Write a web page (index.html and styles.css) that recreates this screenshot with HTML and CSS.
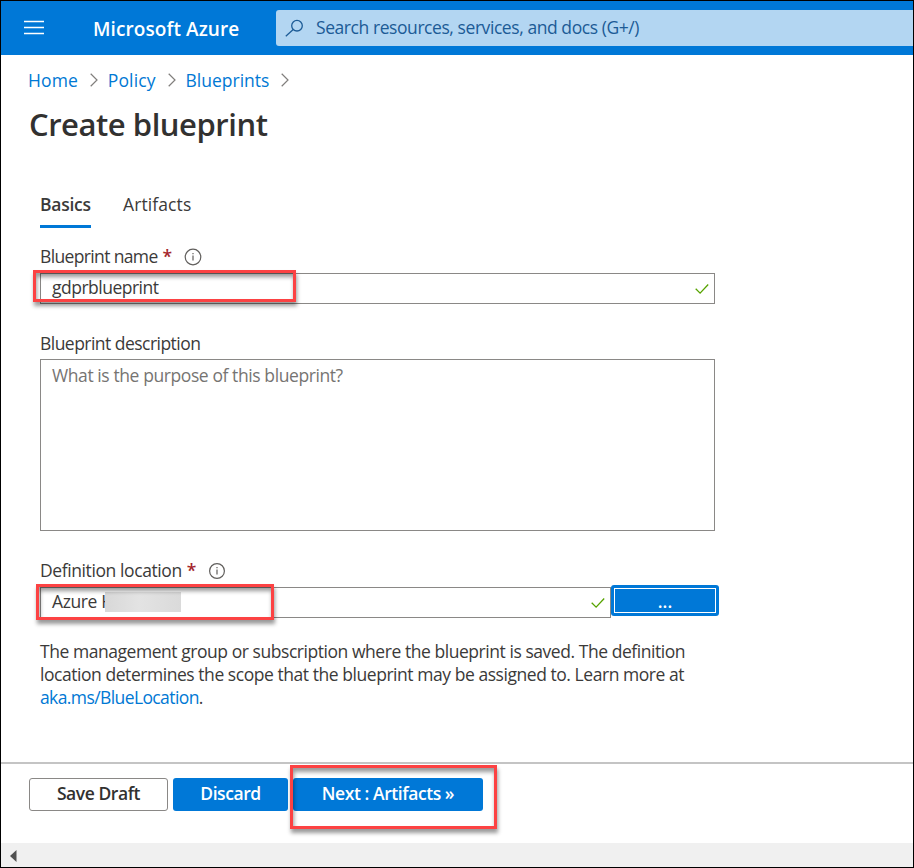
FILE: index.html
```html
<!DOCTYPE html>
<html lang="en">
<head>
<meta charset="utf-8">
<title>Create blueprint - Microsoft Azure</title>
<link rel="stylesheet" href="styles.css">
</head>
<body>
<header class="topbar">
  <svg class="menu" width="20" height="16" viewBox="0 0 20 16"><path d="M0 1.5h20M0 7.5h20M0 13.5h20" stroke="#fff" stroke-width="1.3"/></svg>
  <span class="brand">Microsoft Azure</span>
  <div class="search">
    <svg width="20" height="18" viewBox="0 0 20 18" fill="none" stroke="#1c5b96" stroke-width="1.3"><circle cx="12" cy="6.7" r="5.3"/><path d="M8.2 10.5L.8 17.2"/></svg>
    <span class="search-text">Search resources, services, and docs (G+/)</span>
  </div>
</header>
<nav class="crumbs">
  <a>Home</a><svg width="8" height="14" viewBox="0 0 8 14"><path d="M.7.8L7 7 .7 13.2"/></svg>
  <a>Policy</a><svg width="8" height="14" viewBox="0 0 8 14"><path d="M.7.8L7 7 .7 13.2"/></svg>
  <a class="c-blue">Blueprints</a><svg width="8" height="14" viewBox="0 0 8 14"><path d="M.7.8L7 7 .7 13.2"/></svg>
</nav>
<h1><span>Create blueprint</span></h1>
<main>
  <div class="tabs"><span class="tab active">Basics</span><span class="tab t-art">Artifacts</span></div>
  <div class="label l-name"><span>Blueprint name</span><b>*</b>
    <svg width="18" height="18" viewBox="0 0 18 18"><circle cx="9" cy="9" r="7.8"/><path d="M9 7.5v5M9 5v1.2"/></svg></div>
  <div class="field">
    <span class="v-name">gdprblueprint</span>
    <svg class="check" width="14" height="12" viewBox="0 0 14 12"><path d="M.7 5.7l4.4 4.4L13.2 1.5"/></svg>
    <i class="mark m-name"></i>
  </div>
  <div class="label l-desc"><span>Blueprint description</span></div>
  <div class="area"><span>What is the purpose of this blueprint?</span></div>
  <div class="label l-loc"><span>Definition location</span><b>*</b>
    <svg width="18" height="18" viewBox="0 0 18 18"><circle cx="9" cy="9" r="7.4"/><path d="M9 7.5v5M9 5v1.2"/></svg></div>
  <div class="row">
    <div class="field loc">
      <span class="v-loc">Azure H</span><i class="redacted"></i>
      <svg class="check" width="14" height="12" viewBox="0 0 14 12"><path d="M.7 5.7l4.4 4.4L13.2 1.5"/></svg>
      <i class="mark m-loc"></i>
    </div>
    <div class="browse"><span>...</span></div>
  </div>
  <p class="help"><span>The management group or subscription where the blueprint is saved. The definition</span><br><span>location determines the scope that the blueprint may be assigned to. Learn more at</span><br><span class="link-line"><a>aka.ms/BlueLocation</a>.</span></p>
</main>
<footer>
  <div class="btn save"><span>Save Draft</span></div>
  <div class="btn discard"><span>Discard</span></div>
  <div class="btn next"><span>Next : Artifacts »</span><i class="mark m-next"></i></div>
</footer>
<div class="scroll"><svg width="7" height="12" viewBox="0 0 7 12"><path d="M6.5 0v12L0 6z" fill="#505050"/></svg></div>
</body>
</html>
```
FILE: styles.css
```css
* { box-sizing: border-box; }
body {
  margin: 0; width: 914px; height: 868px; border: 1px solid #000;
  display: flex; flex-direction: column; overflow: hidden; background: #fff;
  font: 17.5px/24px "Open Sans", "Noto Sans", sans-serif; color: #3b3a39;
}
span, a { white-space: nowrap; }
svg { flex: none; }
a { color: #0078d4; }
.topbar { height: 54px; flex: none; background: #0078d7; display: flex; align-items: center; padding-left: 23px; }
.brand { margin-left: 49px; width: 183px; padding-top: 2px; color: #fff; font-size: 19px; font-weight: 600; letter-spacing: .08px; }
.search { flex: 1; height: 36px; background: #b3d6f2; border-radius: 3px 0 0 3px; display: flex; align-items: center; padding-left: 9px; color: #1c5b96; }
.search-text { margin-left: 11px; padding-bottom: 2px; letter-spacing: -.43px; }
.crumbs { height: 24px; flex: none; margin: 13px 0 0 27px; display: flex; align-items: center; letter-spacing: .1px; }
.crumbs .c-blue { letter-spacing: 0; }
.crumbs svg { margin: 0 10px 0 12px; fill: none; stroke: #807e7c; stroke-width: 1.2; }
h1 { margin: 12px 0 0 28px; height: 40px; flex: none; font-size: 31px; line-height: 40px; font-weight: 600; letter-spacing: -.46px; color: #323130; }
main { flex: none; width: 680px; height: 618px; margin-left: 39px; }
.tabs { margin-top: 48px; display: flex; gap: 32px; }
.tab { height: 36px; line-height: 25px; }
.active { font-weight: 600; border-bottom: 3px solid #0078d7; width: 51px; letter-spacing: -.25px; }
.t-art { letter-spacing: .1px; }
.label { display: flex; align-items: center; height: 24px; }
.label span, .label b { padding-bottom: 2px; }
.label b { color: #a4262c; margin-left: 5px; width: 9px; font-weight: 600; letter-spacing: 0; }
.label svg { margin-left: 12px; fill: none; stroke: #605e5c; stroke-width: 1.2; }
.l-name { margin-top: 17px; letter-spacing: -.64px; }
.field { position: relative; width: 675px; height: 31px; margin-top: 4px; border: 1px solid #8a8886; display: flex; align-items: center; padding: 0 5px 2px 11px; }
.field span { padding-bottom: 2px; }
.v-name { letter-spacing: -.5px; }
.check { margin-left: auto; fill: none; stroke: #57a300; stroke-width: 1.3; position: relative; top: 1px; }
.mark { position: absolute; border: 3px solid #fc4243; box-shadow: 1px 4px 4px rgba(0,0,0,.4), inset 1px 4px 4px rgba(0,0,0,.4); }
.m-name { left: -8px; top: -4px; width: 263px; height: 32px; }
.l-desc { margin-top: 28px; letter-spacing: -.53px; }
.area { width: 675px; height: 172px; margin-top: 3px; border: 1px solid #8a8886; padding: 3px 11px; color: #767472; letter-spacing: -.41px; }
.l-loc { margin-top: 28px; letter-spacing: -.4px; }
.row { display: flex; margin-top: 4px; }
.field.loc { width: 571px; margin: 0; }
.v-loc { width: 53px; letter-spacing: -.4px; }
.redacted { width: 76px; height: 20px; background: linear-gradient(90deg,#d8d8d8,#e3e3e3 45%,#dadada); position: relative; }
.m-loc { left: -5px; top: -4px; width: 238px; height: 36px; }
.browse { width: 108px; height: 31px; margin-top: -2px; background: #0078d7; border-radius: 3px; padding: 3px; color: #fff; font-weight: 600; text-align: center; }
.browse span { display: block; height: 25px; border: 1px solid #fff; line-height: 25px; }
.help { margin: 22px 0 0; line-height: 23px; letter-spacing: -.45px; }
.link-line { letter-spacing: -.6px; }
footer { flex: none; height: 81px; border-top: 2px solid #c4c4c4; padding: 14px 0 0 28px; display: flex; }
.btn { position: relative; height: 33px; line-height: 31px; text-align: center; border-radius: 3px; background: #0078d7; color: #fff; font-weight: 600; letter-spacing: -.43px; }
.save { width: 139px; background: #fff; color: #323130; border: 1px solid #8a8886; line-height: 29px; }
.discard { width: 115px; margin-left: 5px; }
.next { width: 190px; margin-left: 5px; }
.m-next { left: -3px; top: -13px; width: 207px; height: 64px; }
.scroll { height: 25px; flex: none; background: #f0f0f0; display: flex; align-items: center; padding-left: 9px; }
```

# [Goal of the exercise]
What is the number of lines in the data that hold the word "styles"? Reply with that number and nothing else.

# [Exercise output]
3